Child-protection officials in Cameroon say poverty is driving many children to start begging and hawking on the streets. As a result, the English-speaking region of Bamenda is grappling with a spike in child hawkers.

In Cameroon’s Northwest city of Bamenda, hawkers sell items in traffic and along busy streets.

One of the hawkers is a 12-year-old girl, Favor Mbah, who has spent several hours on the street under the scorching sun, trying to attract customers for her products, including biscuits and other food spices.

“I sell because I want my father to use the money to buy my books and send me to school and provide in the house,” Mbah told DW.

Her parents are aware that she is hawking on the streets and consider it a form of support from her, she said.

Blessing Sang is another young female hawker running up and down the streets. She told DW that she needed to raise enough money for a happy festive season.

“I sell cakes. I sell at the main market [and] food market. I am selling cakes because I want my mother to buy my Christmas and New Year dresses,” Sang said.

Mbah and Sang are risking their lives crossing the streets. They told DW about how oblivious they were to the dangers posed by the hawking activity.

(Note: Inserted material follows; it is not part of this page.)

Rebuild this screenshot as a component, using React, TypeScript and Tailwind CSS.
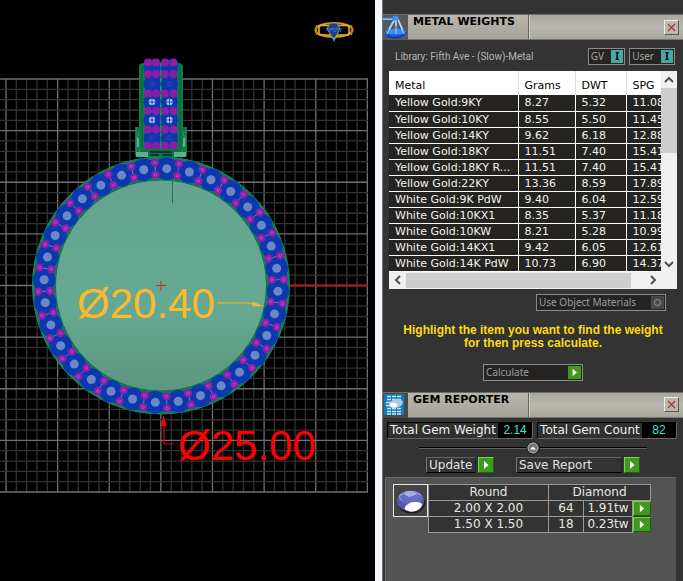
import { useState } from "react";

const metals = [
  ["Yellow Gold:9KY", "8.27", "5.32", "11.08"],
  ["Yellow Gold:10KY", "8.55", "5.50", "11.45"],
  ["Yellow Gold:14KY", "9.62", "6.18", "12.88"],
  ["Yellow Gold:18KY", "11.51", "7.40", "15.41"],
  ["Yellow Gold:18KY R...", "11.51", "7.40", "15.41"],
  ["Yellow Gold:22KY", "13.36", "8.59", "17.89"],
  ["White Gold:9K PdW", "9.40", "6.04", "12.59"],
  ["White Gold:10KX1", "8.35", "5.37", "11.18"],
  ["White Gold:10KW", "8.21", "5.28", "10.99"],
  ["White Gold:14KX1", "9.42", "6.05", "12.61"],
  ["White Gold:14K PdW", "10.73", "6.90", "14.37"],
];

const gems = [
  { size: "2.00 X 2.00", count: "64", weight: "1.91tw" },
  { size: "1.50 X 1.50", count: "18", weight: "0.23tw" },
];

// Ring geometry, in viewport pixels per millimetre
const MM = 10.325;
const CX = 161;
const CY = 285.5;
const STONES = 32;

const polar = (deg: number, r: number) => {
  const a = (deg * Math.PI) / 180;
  return { cx: CX + r * Math.sin(a), cy: CY - r * Math.cos(a) };
};

const Grid = () => (
  <g>
    {Array.from({ length: 36 }, (_, i) => {
      const x = 6 + i * MM;
      const major = i % 5 === 0;
      return <line key={i} x1={x} x2={x} y1={79} y2={492} stroke={major ? "#707070" : "#333"} strokeWidth={1.3} />;
    })}
    {Array.from({ length: 41 }, (_, i) => {
      const y = 79 + i * MM;
      const major = i % 5 === 0;
      return <line key={i} x1={0} x2={368} y1={y} y2={y} stroke={major ? "#707070" : "#333"} strokeWidth={1.3} />;
    })}
  </g>
);

const Prong = ({ cx, cy }: { cx: number; cy: number }) => (
  <g>
    <circle cx={cx} cy={cy} r={4.2} fill="#8c1ea8" />
    <circle cx={cx} cy={cy} r={1.3} fill="none" stroke="#b65cc6" strokeWidth={0.8} />
  </g>
);

const RingHead = () => (
  <g>
    <rect x={135.5} y={127} width={51} height={30} fill="#0f7048" />
    <path d="M136 127v28M140 128l-3 12 4 14M186 127v28M182 128l3 12-4 14" stroke="#2a9d6c" fill="none" />
    <path d="M138 138v9M184 138v9" stroke="#6fc4a0" strokeWidth={1.5} />
    <rect x={136} y={152} width={12} height={5} fill="#62ad8c" />
    <rect x={174} y={152} width={12} height={5} fill="#62ad8c" />
    <path d="M139 149V67q0-4 5-4h34q5 0 5 4v82z" fill="#0f7a4b" />
    <path d="M142 66v82M180 66v82" stroke="#0a5c3a" />
    <rect x={145} y={63} width={15} height={85} fill="#0b36a6" />
    <rect x={162} y={63} width={15} height={85} fill="#0b36a6" />
    <path d="M161 62v88" stroke="#2aa585" strokeDasharray="5 3" />
    {[68, 84, 102, 120, 138].map((y) =>
      [152, 169.5].map((x) => <circle key={`${x}-${y}`} cx={x} cy={y} r={8.5} fill="#0d38ad" />)
    )}
    {[84, 138].map((y) =>
      [152, 169.5].map((x) => (
        <circle key={`${x}-${y}`} cx={x} cy={y} r={2} fill="none" stroke="#3d3fae" />
      ))
    )}
    {[102, 120].map((y) =>
      [152, 169.5].map((x) => (
        <g key={`${x}-${y}`}>
          <circle cx={x} cy={y} r={3.2} fill="#b9c6ee" />
          <path d={`M${x - 3.5} ${y}h7M${x} ${y - 3.5}v7`} stroke="#1b3fae" strokeWidth={0.9} />
        </g>
      ))
    )}
    {[62.5, 74, 93.5, 111, 129.5, 145.5].map((y) =>
      [148, 156, 165, 173.5].map((x) => (
        <circle key={`${x}-${y}`} cx={x} cy={y} r={4} fill="#8a1fa6" />
      ))
    )}
    <path d="M150 152h22M150 155h9M163 155h9" stroke="#04291b" strokeWidth={1.5} />
  </g>
);

const Ring = () => (
  <g>
    <circle cx={CX} cy={CY} r={128.5} fill="#0f7f58" stroke="#138c5e" />
    <circle cx={CX} cy={CY} r={117} fill="none" stroke="#0b3494" strokeWidth={18} />
    {Array.from({ length: STONES }, (_, i) => {
      const c = polar(2.8 + (i * 360) / STONES, 117);
      return (
        <g key={i}>
          <circle {...c} r={11.3} fill="#0a38ae" />
          <circle {...c} r={4.5} fill="#6c86c6" />
        </g>
      );
    })}
    <circle cx={CX} cy={CY} r={105.5} fill="url(#finger)" stroke="#0a7052" />
    {Array.from({ length: STONES }, (_, i) => {
      const deg = 2.8 + ((i + 0.5) * 360) / STONES;
      const outer = polar(deg, 123);
      const inner = polar(deg, 111);
      return (
        <g key={i}>
          <line x1={outer.cx} y1={outer.cy} x2={inner.cx} y2={inner.cy} stroke="#6c9bc6" strokeWidth={0.8} />
          <Prong {...outer} />
          <Prong {...inner} />
        </g>
      );
    })}
  </g>
);

const RingGizmo = () => (
  <g fill="none">
    <ellipse cx={334} cy={30} rx={18.5} ry={7} stroke="#d99a14" strokeWidth={2.2} />
    <rect x={319} y={25.5} width={30} height={9.5} rx={2} stroke="#e7ae2a" strokeWidth={1.6} />
    <path d="M316.500 25v10M351.500 25v10" stroke="#b17f16" strokeWidth={1.5} />
    <path d="M330 23h7l3 6-6 11-7-11z" fill="#243f79" stroke="#8496b8" />
    <path d="M326 28l3 4 3-4 3 4 3-4 3 4M326 29h16" stroke="#3975d3" />
    <path d="M331.500 37h5l-2.500 5z" fill="#4694cb" />
  </g>
);

const Viewport = () => (
  <svg viewBox="0 0 375 581" className="block h-auto w-full" role="img" aria-label="Ring front view">
    <defs>
      <linearGradient id="finger" x1="0" y1="0" x2="0" y2="1">
        <stop offset="0" stopColor="#64a48f" />
        <stop offset="0.6" stopColor="#66a992" />
        <stop offset="1" stopColor="#5c967f" />
      </linearGradient>
    </defs>
    <Grid />
    <line x1={290} x2={368} y1={285.5} y2={285.5} stroke="#b31a10" strokeWidth={2} />
    <RingHead />
    <Ring />
    <path d="M172.500 180v23" stroke="#1d7a5c" />
    <path d="M156 285.500h10M161 280.500v10" stroke="#d02a35" />
    <g className="font-['Liberation_Sans',Arial,sans-serif] text-[42px]">
      <text x={77} y={318} fill="#fbb92e">Ø20.40</text>
      <text x={178} y={460} fill="#fe0000">Ø25.00</text>
    </g>
    <path d="M217 303h31l6 1.500" stroke="#fbb92e" fill="none" strokeWidth={1.2} />
    <path d="M264 306l-12-4.500 1 5z" fill="#fbb92e" />
    <path d="M164 426v18h10" stroke="#e00000" fill="none" strokeWidth={1.2} />
    <path d="M163.500 415l-2.500 11h5.500z" fill="#fe0000" />
    <RingGizmo />
  </svg>
);

const MetalIcon = () => (
  <svg viewBox="0 0 25 25" className="size-[25px] shrink-0">
    <rect width="25" height="25" fill="#55585c" />
    <path d="M0 4h13M13 2l-8 14M14 2l7 16M13 3v8" stroke="#b9dcff" strokeWidth="1.600" />
    <path d="M0 3h12M10 1h5v4h-5z" stroke="#2783e8" fill="#4b9cf0" />
    <ellipse cx="12.500" cy="18" rx="11" ry="4.500" fill="#1757d8" />
    <ellipse cx="12.500" cy="16.500" rx="10" ry="3" fill="#3f8df8" />
    <path d="M10 8l-6 11M13 6v13M16 8l5 11" stroke="#a8d2ff" />
    <path d="M4 21q9 4 17-1" stroke="#0a2b86" fill="none" />
  </svg>
);

const GemIcon = () => (
  <svg viewBox="0 0 25 25" className="size-[25px] shrink-0">
    <rect width="25" height="25" fill="#45494c" />
    <rect x="1" y="1" width="20" height="21" fill="#167bb4" />
    <path d="M4 3.500h14M4 6.500h14M4 15.500h14M4 18.500h14M4 21h14" stroke="#c4e7f5" strokeWidth="1.300" strokeDasharray="4 1" />
    <path d="M3 9.500h5M3 12.500h5" stroke="#c4e7f5" strokeWidth="1.300" />
    <ellipse cx="13" cy="10.500" rx="7" ry="4.500" fill="#a9cadb" transform="rotate(-15 13 10.500)" />
    <ellipse cx="10.500" cy="12" rx="4" ry="2.500" fill="#f2fbff" />
  </svg>
);

const RoundGem = () => (
  <svg viewBox="0 0 34 31" className="block h-[31px] w-full">
    <ellipse cx="18" cy="18" rx="14" ry="11" fill="#1c1c20" />
    <ellipse cx="17" cy="16" rx="14" ry="10.500" fill="#5557ae" />
    <ellipse cx="17" cy="12" rx="12" ry="6.500" fill="#9195dc" />
    <path d="M6 11l7-4h8l8 4-2 6-8 2-10-1z" fill="#686bc3" />
    <path d="M10 9l6 3 8-3-4-3h-7z" fill="#a8aced" />
    <path d="M11 23q3-6 11-6 7 0 7 3-2 7-12 7-6-1-6-4z" fill="#fff" />
  </svg>
);

const Triangle = () => (
  <svg viewBox="0 0 14 14" className="size-full">
    <path d="M5 3l4.500 4-4.500 4z" fill="#fff" />
  </svg>
);

const PlayButton = ({ label }: { label: string }) => (
  <button aria-label={label} className="block size-4 border border-t-[#7fd15a] border-r-[#1f5e0d] border-b-[#1f5e0d] border-l-[#7fd15a] bg-[#3f9a1c]">
    <Triangle />
  </button>
);

interface TitleBarProps {
  title: string;
  icon: React.ReactNode;
}

const TitleBar = ({ title, icon }: TitleBarProps) => (
  <header className="flex h-[26px] border-t border-b border-t-[#6d6c69] border-b-[#77756f] bg-linear-to-b from-[#b9b6ae] to-[#a5a29a]">
    {icon}
    <h2 className="w-[121px] shrink-0 border-r border-[#66645f] pl-[5px] text-[11px] leading-[14px] font-bold whitespace-nowrap text-black">{title}</h2>
    <div className="flex grow items-center justify-end border-l border-[#d2cfc8] bg-linear-to-b from-[#a9a69e] via-[#bbb8b0] to-[#a9a69e] pr-1">
      <button aria-label={`Close ${title}`} className="size-[15px] border border-t-[#eee] border-r-[#555] border-b-[#555] border-l-[#eee] bg-[#bcb8b0]">
        <svg viewBox="0 0 13 13" className="size-full">
          <path d="M3 3l7 7M10 3l-7 7" stroke="#b2352f" strokeWidth="1.200" />
        </svg>
      </button>
    </div>
  </header>
);

const Toggle = ({ label }: { label: string }) => {
  const [on, setOn] = useState(true);

  return (
    <button aria-pressed={on} onClick={() => setOn(!on)} className="flex h-[17px] items-center gap-[7px] border border-[#8b8b8b] bg-[#252422] pr-px pl-0.5 font-['Noto_Sans',Tahoma,sans-serif] text-[10px] text-[#a6a6a6]">
      {label}
      <span className={`flex h-[13px] w-3 items-center justify-center font-bold text-black ${on ? "bg-[#46a9a6]" : "bg-[#555]"}`}>I</span>
    </button>
  );
};

const Chevron = ({ d }: { d: string }) => (
  <svg viewBox="0 0 10 10" className="size-2.5">
    <path d={d} fill="none" stroke="#505050" strokeWidth="2" />
  </svg>
);

const MetalTable = () => (
  <div className="mx-1.5 mt-1.5 bg-[#f0f0f0]">
    <div className="flex">
      <div className="min-w-0 grow overflow-hidden">
        <table className="w-full table-fixed border-collapse text-[11px]">
          <colgroup>
            <col />
            <col className="w-[57px]" />
            <col className="w-[51px]" />
            <col className="w-[35px]" />
          </colgroup>
          <thead>
            <tr className="h-6 bg-white text-black">
              {["Metal", "Grams", "DWT", "SPG"].map((name) => (
                <th key={name} className="border-r border-[#dedede] pt-1 pl-1.5 text-left leading-[15px] font-normal last:border-r-0">{name}</th>
              ))}
            </tr>
          </thead>
          <tbody className="bg-[#252420] text-[#f2f2f2]">
            {metals.map((row) => (
              <tr key={row[0]} className="h-4">
                {row.map((cell, i) => (
                  <td key={i} className="overflow-hidden border-r border-b border-white pl-1.5 leading-[15px] whitespace-nowrap last:border-r-0">{cell}</td>
                ))}
              </tr>
            ))}
          </tbody>
        </table>
      </div>
      <div className="flex w-4 shrink-0 flex-col items-center">
        <button aria-label="Scroll up" className="flex h-[17px] shrink-0 items-center"><Chevron d="M1 7l4-4 4 4" /></button>
        <div className="h-[65px] w-full shrink-0 bg-[#cdcdcd]" />
        <button aria-label="Scroll down" className="mt-auto flex h-4 items-center"><Chevron d="M1 3l4 4 4-4" /></button>
      </div>
    </div>
    <div className="flex h-[17px] items-center pr-4">
      <button aria-label="Scroll left" className="flex w-[17px] justify-center"><Chevron d="M7 1l-4 4 4 4" /></button>
      <div className="mr-3.5 h-[15px] grow bg-[#cdcdcd]" />
      <button aria-label="Scroll right" className="flex w-4 justify-center"><Chevron d="M3 1l4 4-4 4" /></button>
    </div>
  </div>
);

const MetalWeights = () => (
  <section>
    <TitleBar title="METAL WEIGHTS" icon={<MetalIcon />} />
    <div className="mt-2 flex items-center gap-1 pr-2 pl-3">
      <p className="grow font-['Roboto',Arial,sans-serif] text-[10px] text-[#b4b4b4]">Library: Fifth Ave - (Slow)-Metal</p>
      <Toggle label="GV" />
      <Toggle label="User" />
    </div>
    <MetalTable />
    <div className="mt-[5px] flex justify-end pr-[17px]">
      <button className="flex h-[17px] w-[130px] items-center justify-between border border-[#8b8b8b] bg-[#252422] pl-0.5 font-['Noto_Sans',Tahoma,sans-serif] text-[10px] text-[#9c9c9c]">
        Use Object Materials
        <svg viewBox="0 0 13 13" className="mr-px size-[13px] bg-[#494949]">
          <circle cx="6.500" cy="6.500" r="3" fill="none" stroke="#999" />
        </svg>
      </button>
    </div>
    <p className="mt-[13px] text-center font-['Liberation_Sans',Arial,sans-serif] text-[12px] leading-[13px] font-bold text-[#fcdc08]">
      Highlight the item you want to find the weight
      <br />
      for then press calculate.
    </p>
    <div className="mt-3.5 flex justify-center">
      <button className="flex h-[17px] w-[100px] items-center justify-between border border-[#8b8b8b] bg-[#252422] pl-0.5 font-['Noto_Sans',Tahoma,sans-serif] text-[10px] text-[#9c9c9c]">
        Calculate
        <span className="mr-px size-[13px] bg-[#3f9a1c]"><Triangle /></span>
      </button>
    </div>
  </section>
);

const Total = ({ label, value }: { label: string; value: string }) => (
  <dl className="flex h-[17px] grow items-center justify-between border border-t-black border-r-[#666] border-b-[#666] border-l-black bg-[#303030] pl-0.5 text-[12px] whitespace-nowrap">
    <dt className="text-[#f0f0f0]">{label}</dt>
    <dd className="h-full w-[34px] bg-black text-center font-['Liberation_Sans',Arial,sans-serif] leading-[15px] text-[#45e0cf]">{value}</dd>
  </dl>
);

const GemTable = () => (
  <div className="flex items-start">
    <div className="h-[33px] w-[35px] shrink-0 border border-[#e8e8e8] bg-[#444]">
      <RoundGem />
    </div>
    <table className="w-[222px] table-fixed border-collapse text-center text-[12px] leading-[15px] text-[#e8e8e0]">
      <colgroup>
        <col className="w-[120px]" />
        <col className="w-[35px]" />
        <col className="w-[49px]" />
        <col className="w-[18px]" />
      </colgroup>
      <thead>
        <tr className="h-4">
          <th className="border border-[#999] bg-[#333] font-normal">Round</th>
          <th colSpan={3} className="border border-[#999] bg-[#333] font-normal">Diamond</th>
        </tr>
      </thead>
      <tbody>
        {gems.map((gem) => (
          <tr key={gem.size} className="h-4">
            <td className="border border-[#999] bg-[#333]">{gem.size}</td>
            <td className="border border-[#999] bg-[#333]">{gem.count}</td>
            <td className="border border-[#999] bg-[#333]">{gem.weight}</td>
            <td className="bg-[#333]">
              <button aria-label={`Show ${gem.size}`} className="block h-[15px] w-full border border-t-[#7fd15a] border-r-[#1f5e0d] border-b-[#1f5e0d] border-l-[#7fd15a] bg-[#3f9a1c]">
                <Triangle />
              </button>
            </td>
          </tr>
        ))}
      </tbody>
    </table>
  </div>
);

const GemReporter = () => (
  <section className="flex grow flex-col">
    <TitleBar title="GEM REPORTER" icon={<GemIcon />} />
    <div className="mt-1 flex gap-1 pr-1.5 pl-1">
      <Total label="Total Gem Weight" value="2.14" />
      <Total label="Total Gem Count" value="82" />
    </div>
    <div className="mt-0.5 flex items-center px-9">
      <span className="h-0.5 grow border-t border-black bg-[#626262]" />
      <button aria-label="Collapse totals" className="size-3.5">
        <svg viewBox="0 0 14 14" className="size-full">
          <circle cx="7" cy="7" r="6" fill="#757575" stroke="#111" />
          <circle cx="7" cy="7" r="5" fill="none" stroke="#b0b0b0" />
          <path d="M4 8.500l3-3 3 3z" fill="#fff" />
        </svg>
      </button>
      <span className="h-0.5 grow border-t border-black bg-[#626262]" />
    </div>
    <div className="mt-0.5 flex items-center justify-center gap-[22px] text-[12px] text-[#e2e2e2]">
      <div className="flex gap-0.5">
        <button className="h-4 w-[50px] border border-t-[#666] border-r-[#222] border-b-black border-l-[#777] pl-0.5 text-left leading-[15px]">Update</button>
        <PlayButton label="Run update" />
      </div>
      <div className="flex gap-0.5">
        <button className="h-4 w-[106px] border border-t-[#666] border-r-[#222] border-b-black border-l-[#777] pl-0.5 text-left leading-[15px]">Save Report</button>
        <PlayButton label="Run save report" />
      </div>
    </div>
    <div className="mt-1 mr-[7px] ml-0.5 grow border-t border-l border-[#6b6b6b] bg-[#535353] pt-1.5 pl-[7px]">
      <GemTable />
    </div>
  </section>
);

export default function App() {
  return (
    <div className="flex min-h-screen bg-[#333] font-['DejaVu_Sans',Verdana,sans-serif]">
      <main className="min-w-0 grow border-r-[7px] border-[#f3f6fb] bg-black">
        <Viewport />
      </main>
      <aside className="flex w-[301px] shrink-0 flex-col gap-[11px] border-l border-[#777] bg-[#333] pt-3.5">
        <MetalWeights />
        <GemReporter />
      </aside>
    </div>
  );
}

But not all the kids who hawk on streets in the central business district of Bamenda have the backing of their parents.

A few meters away, near Bamenda’s food market, Emmanuel Toh wasn’t willing to go onto the streets to sell on a recent day. His mother is concerned about him getting knocked down by a vehicle.

“I’m selling biscuits. Sometimes I sell tomatoes. I sell only at the food market because my mother has refused [me hawking on the street]. [She doesn’t] want me to cross the road but sometimes I hold hand with my friends and cross,” he told DW.

Minors doing adult jobs

Recently, children believed to be younger than 12 have taken to hawking, which is usually done by adults.

The kids are, however, giving the normal operators a run for their money, as hawking requires active persuasion, which the kids appear to be fully aware of.

Child-protection officials blame the increase in the number of children hawkers in Bamenda and other cities across Cameroon on the closure of schools in December, ahead of the festive season.

Poverty driving many kids to the streets

Cameroon is one of the poorest countries in Africa.

About 3.9 million Cameroonians are in dire need of humanitarian support, according to UNICEF’s 2022 situational reporton Cameroon.

Out of that figure, about 2.1 million children need humanitarian support, largely because of poverty worsened by floods and insecurity.

In addition, over the past six years the English-speaking regions of Cameroon have become a conflict zone. Separatist fighters and Cameroon’s military are engaged in bloody civil strife that shows no sign of ending soon.

At least 6,000 people have been killed, according to Human Rights Watch. Almost 600,000 have become internally displaced, and the humanitarian crisis continues to intensify.

In 2021 alone, more than 700,000 children were deprived of education in the Northwest and Southwest regions.

Officials concerned

Child-protection officials in Cameroon are now concerned about the impact on children who roam the streets.

Josephine Nsoso, a children-protection officer in Bamenda, said such children continued to be exposed to huge risks.

“Parents who send children out there risk exposing those children to different risk or harm. A lot of children can be hit by a vehicle,” she said.

According to Nsoso, girls engaged in hawking also risk being sexually assaulted or abducted as a result of insecurity.

“A lot of children have been raped hawking in the streets. Children are kidnapped and ransoms demanded. Other children are exposed to harm that comes from peer pressure,” she explained.

Street hawking isn’t restricted in Cameroon, but child-protection workers such as Nsoso want parents to ensure that their children are off the streets.